Portfolio Role: Why Advisors Recommend 5–25%
The case for holding any gold at all, and a quick calculator to see what different allocations do to your numbers.
The recommendations you’ll see across the major precious-metals advisors cluster into three bands. Knowing which band you’re in matters more than getting the percentage exact.
The three allocation tiers
| Factor | Conservative (5–10%) | Balanced (10–20%) | Protection-focused (20–30%) |
|---|---|---|---|
| Typical profile | Younger, equities-heavy | Mid-career, broad diversification | Near-retirement, capital preservation |
| Goal | Light insurance | Meaningful hedge | Maximum defense |
| Trade-off | May feel inadequate in major crisis | Most balanced choice | Drag on bull-market returns |
| When it shines | Mild downturns | 2008-style multi-year crisis | Multi-decade purchasing-power preservation |
Notice that “0% is also a position” isn’t listed above as a column.
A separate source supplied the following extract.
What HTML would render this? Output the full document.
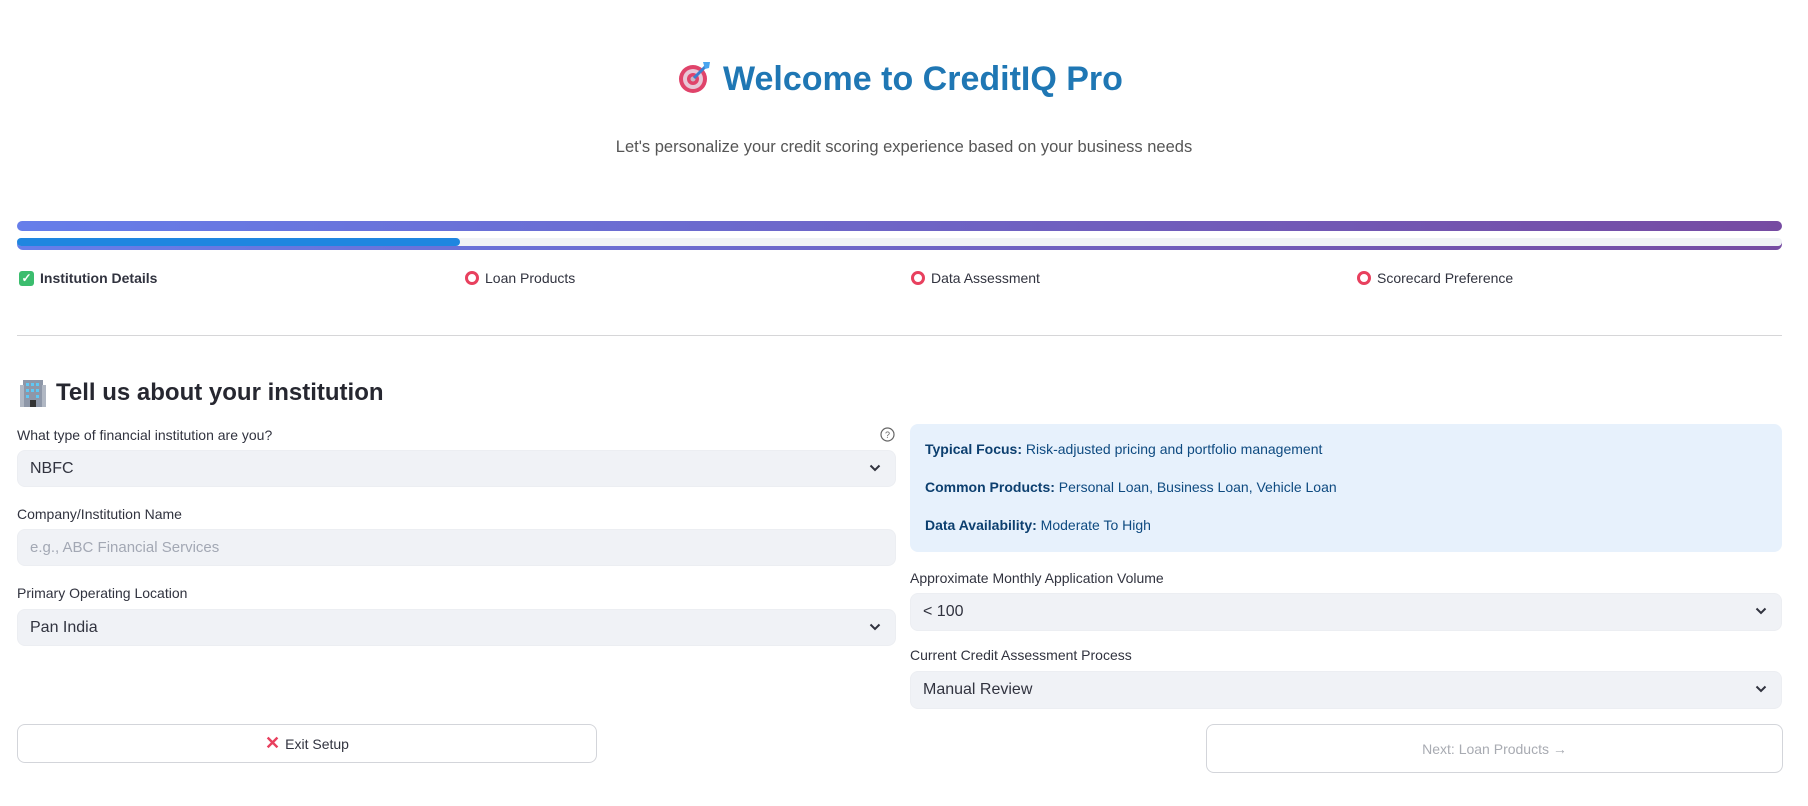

That’s intentional. Holding zero gold is taking the bet that none of the systems backing your other assets will fail badly enough in your lifetime. That’s a defensible bet — it just isn’t the default many people think it is.
Try the numbers
Use the calculator below to see what different starting amounts look like over a typical 10-year hold. Adjust the allocation, the expected growth, and the entry premium — the three variables that actually determine outcomes.
🥇 Gold return calculator
Quick scenario estimator at $2,650/oz · fallback spot.
Educational projection only. Real returns depend on premium at purchase, spread at sale, storage cost, and actual price movement — none of which are guaranteed.
Two practical rules of thumb
1. Anchor to your existing portfolio size, not your income. A 15% allocation means 15% of investable net worth, not 15% of your paycheck. If you have $200,000 in retirement accounts, that’s $30,000 in physical metal. If you have $20,000, it’s $3,000.
2. Build the position over months, not days. Even at a 15% target, you don’t have to put it all in on day one. Most first-time buyers spread their purchase across 6–12 months. That reduces the impact of buying at a single bad price.